На Запад смотрит грозным оком

Сквозь дверь небесну дух Петров,

Во гневе сильном и жестоком

Преступных он мятет врагов.

Богиня кротко с ним взирает

На Невский брег и простирает

Свой перст на дщерь свою с высот:

Воззри на образ твой и плод,

Что все дела твои восставит

И в свете тем себя прославит.

“Исполнен я веселья ныне,

Что вновь дела мои растут, —

Вещает Петр к Екатерине, —

Твои советы все цветут.

Блаженны дщерью мы своею;

Рука господня буди с нею,

Блажен тот год, тот день и час,

Когда господь ущедрил нас,

Подав ее нам на утеху

И всех трудов моих к успеху”.

В “Оде на день восшествия на престол Елисаветы Петровны 1747 года” Ломоносов славит “возлюбленную тишину”, мир, который воцарился с восшествием на престол императрицы, по сути, подает совет не зачинать новой войны, ведь в условиях мира лучше всего процветают науки.

Молчите, пламенные звуки,

И колебать престаньте свет:

Здесь в мире расширять науки

Изволила Елисавет.

Вы, наглы вихри, не дерзайте

Реветь, но кротко разглашайте

Прекрасны наши времена.

В безмолвии внимай вселенна:

Се хощет лира восхищенна

Гласить велики имена.

Не кажется ли вам, в строках этой строфы отчетливо слышны интонации стихов Пушкина? Это классическая чистота звука и фразы дает себя знать в лирике Ломоносова почти постоянно, но всеобъемлющее содержание от античности и христианской мифологии до явлений природы во вселенских масштабах еще слишком довлеет, не говоря об известной архаике языка, — здесь пока торжествует барокко.

Ужасный чудными делами

Зиждитель мира искони

Своими положил судьбами

Себя прославить в наши дни:

Послал в Россию Человека,

Каков не слыхан был от века.

Сквозь все препятства он вознес

Главу, победами венчанну,

Россию, грубостью попранну,

С собой возвысил до небес.

Оды одна за другой, за годом год звучат, как поэма, состоящая из глав-од, основные ее персонажи: Петр и его дочь Елизавета, да Россия, с участием античных богов, муз, господа бога, а также светила, морей, рек, всех стихий природы, — и перед читателем предстают в живых поэтических картинах события истории России и человечества, всеобъемлющее содержание миросозерцания поэта и ученого. Поэт, обращаясь к императрице Елизавете Петровне, там, где мог бы кстати сказать “царица”, говорит “богиня”, что весьма удивительно. Выказывая свое восхищение красотой души и тела богини, поэт смущенно останавливается и слегка меняет тему.

Однако дух еще стремится,

Еще кипит сердечный жар,

И ревность умолчать стыдится:

О муза, усугубь твой дар,

Гласи со мной в концы земныя,

Коль ныне радостна Россия!

Она, коснувшись облаков,

Конца не зрит своей державы;

Гремящей насыщенна славы,

Покоится среди лугов.

Упоение жизнью не чуждо поэту, это понятно.

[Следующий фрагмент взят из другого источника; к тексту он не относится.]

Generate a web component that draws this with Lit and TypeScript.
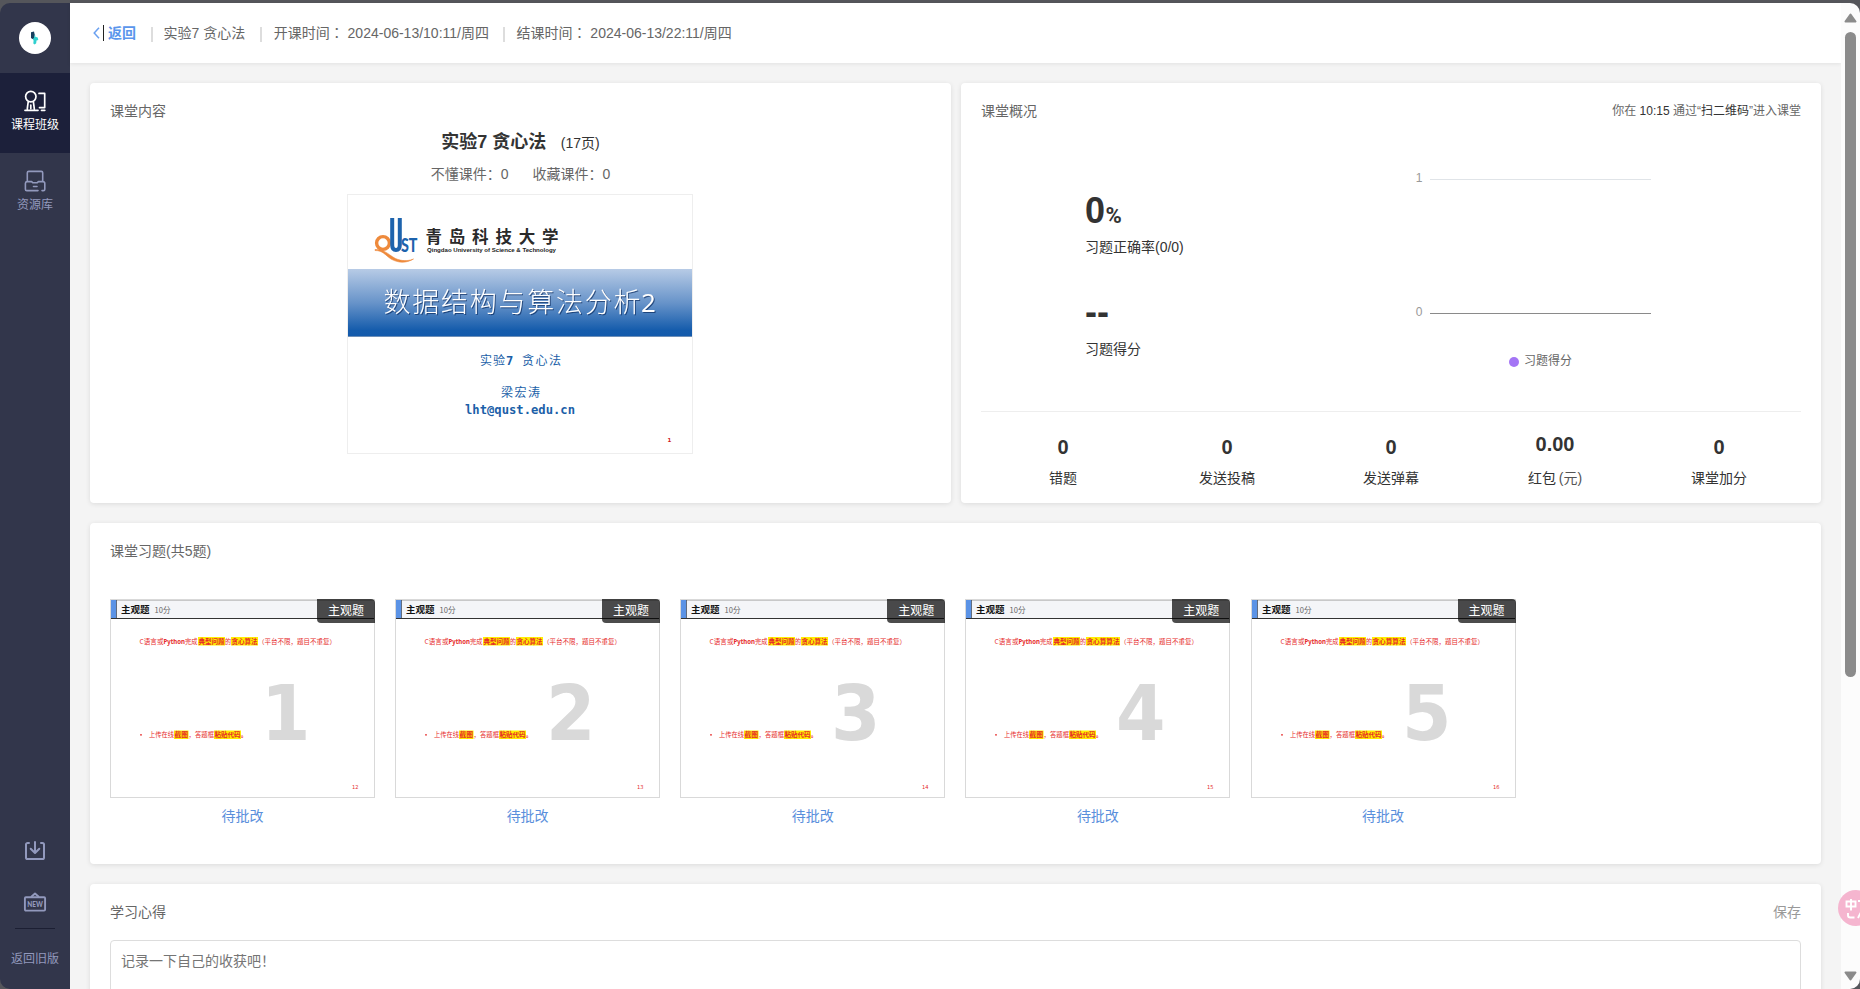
import { LitElement, html, css, svg } from "lit";
import { customElement, property } from "lit/decorators.js";

interface Exercise {
  no: number;
  page: number;
  topic: string;
}

const exercises: Exercise[] = [
  { no: 1, page: 12, topic: "贪心算法" },
  { no: 2, page: 13, topic: "贪心算法" },
  { no: 3, page: 14, topic: "贪心算法" },
  { no: 4, page: 15, topic: "贪心算算法" },
  { no: 5, page: 16, topic: "贪心算算法" },
];

const stats = [
  { value: "0", label: "错题" },
  { value: "0", label: "发送投稿" },
  { value: "0", label: "发送弹幕" },
  { value: "0.00", label: "红包", unit: "(元)" },
  { value: "0", label: "课堂加分" },
];

@customElement("side-bar")
class SideBar extends LitElement {
  static styles = css`
    :host {
      display: flex;
      flex-direction: column;
      align-items: center;
      width: 70px;
      flex: none;
      background: #32364b;
      border-radius: 10px 0 0 10px;
      overflow: hidden;
      color: #9299bd;
      font-size: 12px;
      line-height: 16px;
    }
    svg { display: block; }
    .logo { height: 70px; display: flex; align-items: center; }
    .item {
      width: 70px;
      height: 80px;
      box-sizing: border-box;
      padding-top: 16px;
      display: flex;
      flex-direction: column;
      align-items: center;
      gap: 4px;
    }
    .item.active { background: #1c203a; color: #fff; }
    .bottom {
      margin-top: auto;
      display: flex;
      flex-direction: column;
      align-items: center;
      padding-bottom: 22px;
    }
    .new { margin-top: 29px; }
    .rule { width: 40px; height: 1px; background: #1c1f33; margin: 14px 0 22px; }
  `;
  render() {
    return html`
      <div class="logo">
        <svg width="32" height="32" viewBox="0 0 32 32">
          <circle cx="16" cy="16" r="16" fill="#fff" />
          <path d="M12 10.200l3-.700.800 3.500-.800 3.800-1.500.200-1.500-1z" fill="#173f5f" />
          <path d="M16 12l.300 2.800 2.400.700.600 2.500-1.800.500-.300 2.700-1.500 1.300-1.400-1 .300-3-1-1.500 1.200-.700z" fill="#2fd0cf" />
        </svg>
      </div>
      <div class="item active">
        <svg width="24" height="24" viewBox="0 0 24 24" fill="none" stroke="currentColor" stroke-width="1.700" stroke-linecap="round" stroke-linejoin="round">
          <circle cx="7.800" cy="7.600" r="5.200" />
          <path d="M5.200 12.800Q4.600 17 4.300 19.800M10.400 12.800Q11 17 11.300 19.800M7.800 16v3.500M2 21.300h13M16 4.400h5.700v14.200h-5.200M18.500 21.300h3.300" />
        </svg>
        <span>课程班级</span>
      </div>
      <div class="item">
        <svg width="24" height="24" viewBox="0 0 24 24" fill="none" stroke="currentColor" stroke-width="1.600" stroke-linecap="round" stroke-linejoin="round">
          <path d="M4.300 12.600V3.800a1.400 1.400 0 0 1 1.400-1.400h12.600a1.400 1.400 0 0 1 1.400 1.400v8.800M4 12.600h4.600l1.400 1.200h4l1.400-1.200H20a1.800 1.800 0 0 1 1.800 1.800v5.800a1.400 1.400 0 0 1-1.400 1.400h-1.400M15 21.600H3.800a1.400 1.400 0 0 1-1.400-1.400v-5.800A1.800 1.800 0 0 1 4 12.600M10.500 17.500h3.500" />
        </svg>
        <span>资源库</span>
      </div>
      <div class="bottom">
        <svg width="22" height="22" viewBox="0 0 22 22" fill="none" stroke="currentColor" stroke-width="2" stroke-linecap="round" stroke-linejoin="round">
          <path d="M5 3H3.600A1.600 1.600 0 0 0 2 4.600V17.400A1.600 1.600 0 0 0 3.600 19H18.400A1.600 1.600 0 0 0 20 17.400V4.600A1.600 1.600 0 0 0 18.400 3H17M11 2v10.500M6.700 8.700l4.300 4.300 4.300-4.300" />
        </svg>
        <svg class="new" width="24" height="23" viewBox="0 0 24 23">
          <g fill="none" stroke="currentColor" stroke-width="1.900" stroke-linejoin="round">
            <rect x="1.900" y="6.200" width="20.200" height="13.400" rx="1" />
            <path d="M8 6l4-3.500L16 6" />
          </g>
          <text x="4.200" y="15.600" textLength="15.600" lengthAdjust="spacingAndGlyphs" font-family="Lato, sans-serif" font-size="7.600" font-weight="900" fill="currentColor">NEW</text>
        </svg>
        <div class="rule"></div>
        <span>返回旧版</span>
      </div>
    `;
  }
}

@customElement("cover-slide")
class CoverSlide extends LitElement {
  static styles = css`
    :host { display: block; width: 344px; height: 258px; border: 1px solid #eee; background: #fff; margin-right: 1px; }
    svg { display: block; }
    .kai { font-family: "KaiTi", "Noto Sans CJK SC", sans-serif; }
    .deep { fill: #1b5fa8; }
    .title { fill: #fff; filter: drop-shadow(1px 1px 0.500px rgba(0, 30, 80, 0.600)); }
    .light { font-weight: 300; }
  `;
  render() {
    return html`
      <svg width="344" height="258" viewBox="0 0 344 258">
        <defs>
          <linearGradient id="band" x1="0" y1="0" x2="0" y2="1">
            <stop offset="0" stop-color="#b7cbe6" />
            <stop offset="0.500" stop-color="#6793c9" />
            <stop offset="0.900" stop-color="#155cac" />
            <stop offset="1" stop-color="#135aab" />
          </linearGradient>
        </defs>
        <g fill="none">
          <circle cx="35" cy="48" r="6.400" stroke="#ee8a3c" stroke-width="3.400" />
          <path d="M27 54.500C38 54 42 62 50 64.500 56 66.500 62 65.500 65.500 64 58 68.500 50 68 43 64 37 60 35 55.500 27 55.500z" fill="#ee8a3c" stroke="#ee8a3c" stroke-width=".600" />
          <path d="M44.200 23v27q0 5 3.800 5t3.800-5V23" stroke="#1d63ad" stroke-width="4" />
        </g>
        <text x="53" y="56.500" textLength="16.500" lengthAdjust="spacingAndGlyphs" font-family="Lato, sans-serif" font-weight="900" font-size="19" fill="#1d63ad">ST</text>
        <text class="kai" x="77.500" y="47.500" textLength="133" font-size="16.500" font-weight="700" fill="#2a2a2a">青岛科技大学</text>
        <text x="79" y="56.500" textLength="129" lengthAdjust="spacingAndGlyphs" font-family="Liberation Sans, sans-serif" font-weight="700" font-size="5.200" fill="#222">Qingdao University of Science &amp; Technology</text>
        <rect y="74" width="344" height="68" fill="url(#band)" />
        <rect y="141" width="344" height="1" fill="#6d8fb8" />
        <text class="kai title light" x="35.500" y="116.500" textLength="257" font-size="27">数据结构与算法分析</text>
        <text class="title" x="293" y="117" font-family="Open Sans, sans-serif" font-weight="400" font-size="26">2</text>
        <g class="deep kai" font-size="12">
          <text x="132" y="170" textLength="25">实验</text>
          <text x="158" y="170" textLength="7.300" lengthAdjust="spacingAndGlyphs" font-family="DejaVu Sans Mono, monospace" font-weight="700" font-size="12">7</text>
          <text x="174" y="170" textLength="39">贪心法</text>
          <text x="153" y="202" textLength="39">梁宏涛</text>
        </g>
        <text class="deep" x="117" y="218.500" textLength="110" lengthAdjust="spacingAndGlyphs" font-family="DejaVu Sans Mono, monospace" font-weight="700" font-size="12.500">lht@qust.edu.cn</text>
        <text x="319.500" y="247" font-family="DejaVu Sans, sans-serif" font-weight="700" font-size="5.500" fill="#d02020">1</text>
      </svg>
    `;
  }
}

@customElement("exercise-card")
class ExerciseCard extends LitElement {
  static styles = css`
    :host { display: flex; flex-direction: column; width: 265px; }
    .thumb { position: relative; height: 199px; box-sizing: border-box; border: 1px solid #d9d9d9; }
    svg { display: block; }
    .badge {
      position: absolute;
      top: -1px;
      right: -1px;
      width: 58px;
      height: 24px;
      box-sizing: border-box;
      line-height: 24px;
      text-align: center;
      font-size: 12px;
      color: #fff;
      background: rgba(0, 0, 0, 0.700);
      border-radius: 0 4px 0 4px;
    }
    .cjk { font-family: "Noto Sans CJK SC", sans-serif; }
    .red { fill: #e62a2a; }
    .mark { fill: #ffee00; }
    .state { margin-top: 9px; line-height: 18px; text-align: center; font-size: 14px; color: #5a8fdc; }
  `;
  @property({ attribute: false }) item!: Exercise;
  render() {
    const { no, page, topic } = this.item;
    const extra = (topic.length - 4) * 7;
    const seg = (x: number, y: number, w: number, t: string, bold = false) => svg`
      <text x=${x} y=${y} textLength=${w} lengthAdjust="spacingAndGlyphs" font-weight=${bold ? 700 : 400}>${t}</text>`;
    return html`
      <div class="thumb">
        <svg width="263" height="197" viewBox="0 0 263 197">
          <rect width="263" height="197" fill="#fff" />
          <rect width="263" height="18" fill="#f4f5f8" />
          <rect width="263" height="1" fill="#aaa" opacity=".6" />
          <rect y="18" width="263" height="1" fill="#333" />
          <rect width="5.500" height="18" fill="#5b93e6" />
          <rect x="5" width="1" height="19" fill="#333" opacity=".6" />
          <g class="cjk">
            <text x="10" y="12.500" textLength="28.500" lengthAdjust="spacingAndGlyphs" font-size="9.500" font-weight="700" fill="#111">主观题</text>
            <text x="43.500" y="13" textLength="16" lengthAdjust="spacingAndGlyphs" font-size="8" fill="#666">10分</text>
          </g>
          <rect class="mark" x="87" y="37" width="27" height="8.500" />
          <rect class="mark" x="120" y="37" width=${27 + extra} height="8.500" />
          <rect class="mark" x="63" y="130.500" width="14.500" height="8.500" />
          <rect class="mark" x="103" y="130.500" width="27" height="8.500" />
          <g class="cjk red" font-size="6.300">
            ${seg(28.5, 43.5, 24, "C语言或")}
            <text x="52.500" y="43.500" textLength="21.500" lengthAdjust="spacingAndGlyphs" font-family="Noto Sans, sans-serif" font-weight="700">Python</text>
            ${seg(74, 43.5, 12.5, "完成")}
            ${seg(87.5, 43.5, 26, "典型问题", true)}
            ${seg(114, 43.5, 6, "的")}
            ${seg(120.5, 43.5, 26 + extra, topic, true)}
            ${seg(147 + extra, 43.5, 78, "（平台不限，题目不重复）")}
            <circle cx="30" cy="134.800" r=".9" />
            ${seg(38, 137, 25, "上传在线")}
            ${seg(63.5, 137, 13.5, "截图", true)}
            ${seg(77.5, 137, 25.5, "，答题框")}
            ${seg(103.5, 137, 26, "粘贴代码", true)}
            ${seg(130, 137, 6, "。", true)}
          </g>
          <text x="150" y="140" textLength="49.500" lengthAdjust="spacingAndGlyphs" font-family="DejaVu Sans, sans-serif" font-weight="700" font-size="77" fill="#d9d9d9">${no}</text>
          <text x="241" y="189" textLength="6.500" lengthAdjust="spacingAndGlyphs" font-family="DejaVu Sans, sans-serif" font-size="5.500" class="red">${page}</text>
        </svg>
        <div class="badge">主观题</div>
      </div>
      <div class="state">待批改</div>
    `;
  }
}

@customElement("app-root")
class AppRoot extends LitElement {
  static styles = css`
    :host {
      display: flex;
      width: 1860px;
      height: 989px;
      box-sizing: border-box;
      padding-top: 3px;
      overflow: hidden;
      position: relative;
      background: #55565b;
      font-family: "Liberation Sans", "Noto Sans CJK SC", sans-serif;
      font-size: 14px;
      line-height: 18px;
      color: #333;
    }
    svg { display: block; }
    .main { width: 1771px; display: flex; flex-direction: column; background: #f4f4f4; }
    header {
      height: 60px;
      flex: none;
      display: flex;
      align-items: center;
      box-sizing: border-box;
      padding: 0 23px;
      background: #fff;
      color: #666;
      box-shadow: 0 1px 4px rgba(0, 0, 0, 0.080);
      white-space: pre;
    }
    .caret { width: 1px; height: 16px; background: #222; margin: 0 4px 0 3px; }
    .back { font-weight: 700; color: #5a96ec; }
    .sep { width: 2px; height: 15px; background: #ddd; margin: 3px 11px 0 14.500px; }
    .sep.wide { margin-left: 15px; margin-right: 11.500px; }
    .colon { font-family: "Noto Sans CJK TC", sans-serif; line-height: 1; }
    .content { padding: 20px; display: flex; flex-direction: column; gap: 20px; }
    .row { display: grid; grid-template-columns: 861px 860px; grid-template-rows: 420px; gap: 10px; }
    .card {
      background: #fff;
      border-radius: 4px;
      box-shadow: 0 1px 5px rgba(0, 0, 0, 0.100);
      box-sizing: border-box;
      padding: 20px;
    }
    .head { display: flex; justify-content: space-between; color: #666; height: 18px; line-height: 16px; }
    .entry { font-size: 12px; }
    .entry b { font-weight: 400; color: #333; }
    .lesson { display: flex; flex-direction: column; align-items: center; }
    .name { display: flex; align-items: baseline; gap: 14.500px; margin-top: 10px; line-height: 22px; height: 24px; }
    .name strong { font-size: 18px; }
    .marks { display: flex; gap: 24px; margin: 11px 0 10px; line-height: 16px; height: 18px; color: #666; }
    .overview { display: flex; height: 290px; border-bottom: 1px solid #eee; }
    .scores { width: 420px; box-sizing: border-box; padding: 70px 0 0 104px; }
    .big { font: 700 36px/40px "Liberation Sans", sans-serif; height: 40px; }
    .big small { font: 700 22px "Roboto", sans-serif; margin-left: 0.500px; }
    .scores p { margin: 7px 0 36px; }
    .scores p.last { margin-top: 8px; }
    .stats { display: grid; grid-template-columns: repeat(5, 1fr); text-align: center; padding-top: 23px; }
    .stats b { display: block; font-size: 20px; line-height: 24px; height: 24px; }
    .stats .money b { margin-top: -3px; height: 27px; }
    .stats span { display: block; margin-top: 10px; }
    .stats i { font-style: normal; color: #555; margin-left: -1px; }
    .exercises { height: 341px; }
    .grid { display: flex; gap: 20.130px; margin-top: 38px; }
    .notes { height: 300px; }
    .save { color: #999; }
    .note {
      margin-top: 18px;
      height: 200px;
      border: 1px solid #ddd;
      border-radius: 4px;
      padding: 11px 10px;
      color: #757575;
    }
    .scroll {
      width: 19px;
      height: 986px;
      background: #fcfcfc;
      border-radius: 0 10px 10px 0;
      display: flex;
      flex-direction: column;
      align-items: center;
      box-sizing: border-box;
      padding: 10px 0 8px;
    }
    .track { flex: 1; padding-top: 9px; }
    .thumb { width: 11px; height: 645px; border-radius: 6px; background: #8b8b8b; }
    .float { position: absolute; left: 1838px; top: 890px; }
  `;
  render() {
    return html`
      <side-bar></side-bar>
      <div class="main">
        <header>
          <svg width="7" height="12" viewBox="0 0 7 12" fill="none" stroke="#6aa0f0" stroke-width="1.500"><path d="M6 .700L1.200 6 6 11.300" /></svg>
          <div class="caret"></div>
          <span class="back">返回</span>
          <div class="sep"></div>
          <span>实验7 贪心法</span>
          <div class="sep wide"></div>
          <span>开课时间<span class="colon">：</span> 2024-06-13/10:11/周四</span>
          <div class="sep"></div>
          <span>结课时间<span class="colon">：</span> 2024-06-13/22:11/周四</span>
        </header>
        <div class="content">
          <div class="row">
            <section class="card">
              <div class="head">课堂内容</div>
              <div class="lesson">
                <div class="name"><strong>实验7 贪心法</strong><span>(17页)</span></div>
                <div class="marks"><span>不懂课件：0</span><span>收藏课件：0</span></div>
                <cover-slide></cover-slide>
              </div>
            </section>
            <section class="card">
              <div class="head">
                <span>课堂概况</span>
                <span class="entry">你在 <b>10:15</b> 通过“<b>扫二维码</b>”进入课堂</span>
              </div>
              <div class="overview">
                <div class="scores">
                  <div class="big">0<small>%</small></div>
                  <p>习题正确率(0/0)</p>
                  <div class="big">--</div>
                  <p class="last">习题得分</p>
                </div>
                <svg width="400" height="289" viewBox="0 0 400 289" font-size="12">
                  <g fill="#999" text-anchor="middle">
                    <text x="18" y="61">1</text>
                    <text x="18" y="195">0</text>
                  </g>
                  <rect x="29" y="58" width="221" height="1" fill="#e0e4e8" />
                  <rect x="29" y="192" width="221" height="1" fill="#8a8a8a" />
                  <circle cx="113" cy="241" r="5" fill="#a475f5" />
                  <text x="123" y="244" fill="#666">习题得分</text>
                </svg>
              </div>
              <div class="stats">
                ${stats.map((s) => html`<div class=${s.unit ? "money" : ""}><b>${s.value}</b><span>${s.label}${s.unit ? html` <i>${s.unit}</i>` : ""}</span></div>`)}
              </div>
            </section>
          </div>
          <section class="card exercises">
            <div class="head">课堂习题(共5题)</div>
            <div class="grid">${exercises.map((e) => html`<exercise-card .item=${e}></exercise-card>`)}</div>
          </section>
          <section class="card notes">
            <div class="head"><span>学习心得</span><span class="save">保存</span></div>
            <div class="note">记录一下自己的收获吧！</div>
          </section>
        </div>
      </div>
      <div class="scroll">
        <svg width="13" height="10" viewBox="0 0 13 10"><path d="M6.500 1.500L11.500 8.500H1.500z" fill="#8b8b8b" stroke="#8b8b8b" stroke-width="2" stroke-linejoin="round" /></svg>
        <div class="track"><div class="thumb"></div></div>
        <svg width="13" height="10" viewBox="0 0 13 10"><path d="M6.500 8.500L11.500 1.500H1.500z" fill="#8b8b8b" stroke="#8b8b8b" stroke-width="2" stroke-linejoin="round" /></svg>
      </div>
      <svg class="float" width="36" height="36" viewBox="0 0 36 36">
        <circle cx="18" cy="18" r="18" fill="#f5b5cf" />
        <g fill="none" stroke="#fff" stroke-width="1.900">
          <path d="M8.500 11.500h9v5h-9zM13 9v11.500M20 11h6M10 23v2.500q0 2 2.500 2h4M24 20l-4 8" />
        </g>
      </svg>
    `;
  }
}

В стенах Петровых протекает

Полна веселья там Нева,

Венцом, порфирою блистает,

Покрыта лаврами глава,

Там равной ревностью пылают

Сердца, как стогны все сияют

В исполненной утех ночи,

О сладкий век! о жизнь драгая!

Петрополь, небу подражая,

Подобны испустил лучи.

В “Оде, в которой благодарение от сочинителя приносится за милость, оказанную в Сарском селе, 1750 года” Ломоносов создает поэтическую ауру, в которой обретут себя и Батюшков, и Пушкин.

Что ж се? Диане я прекрасной

Уже последую в лесах,

От коей хитростью напрасной

Укрыться хочет зверь в кустах!

Уже и купно со денницей

Великолепной колесницей

В безоблачных странах несусь!

Блаженство мыслям непонятно!

Благополучен многократно,

Когда нетщетным сном я льщусь!

Коль часто долы оживляет

Ловящих шум меж наших гор,

Когда богиня понуждает

Зверей чрез трубный глас из нор!

Ей ветры вслед не успевают,

Коню бежать не воспящают

Ни рвы, ни частых ветвей связь:

Крутит главой, звучит браздами

И топчет бурными ногами,

Прекрасной всадницей гордясь!

Самое поразительное, помимо всех достижений Ломоносова во всех областях его разносторонних интересов и дел, каковых достало бы для славы нескольких поколений ученых, он гениальный поэт, первый, может быть, воистину первейший в русской литературе, как Данте в итальянской, только без религиозной мистики и метафизики последнего, да это и неудивительно, поскольку вся русская жизнь даже в средние века протекала в громадной степени на внерелигиозной основе, а Ренессанс в России вообще явление чисто светское по сравнению с эпохой Возрождения в странах Западной Европы. Ломоносов в своих одах, обращенных к Елизавете Петровне, — случай уникальный: он видел в ней прежде всего прекрасную женщину, богиню, дочь Петра, кроткую императрицу, покровительницу наук и искусств, — вдохновенно запечатлел свое всеобъемлющее миросозерцание, по сути, как Данте, обращаясь как в сонетах, так и в “Божественной комедии” к Беатриче. Ломоносов — воплощение гения даже в большей степени, чем Пушкин. Недаром он где-то обронил: “Величайший гений”, а Достоевский поставил их имена рядом: “Пушкин, Ломоносов — гении”. Гений Возрождения.


Век Просвещения

“Я был свидетелем революции, низложившей с российского престола внука Петра Великого, чтобы возвести на оный чужеземку. Я видел, как сия государыня, убежав тайно из дворца, в тот же день овладела жизнию и царством своего мужа”, - так начинает свои записки “История и анекдоты революции в России в 1762 году” К.-К.Рюльер, который наблюдал лишь внешнюю сторону событий, невольно отдавая предпочтенье женщине, занявшей престол мужа, и его понять можно, сколь различны Петр III и императрица.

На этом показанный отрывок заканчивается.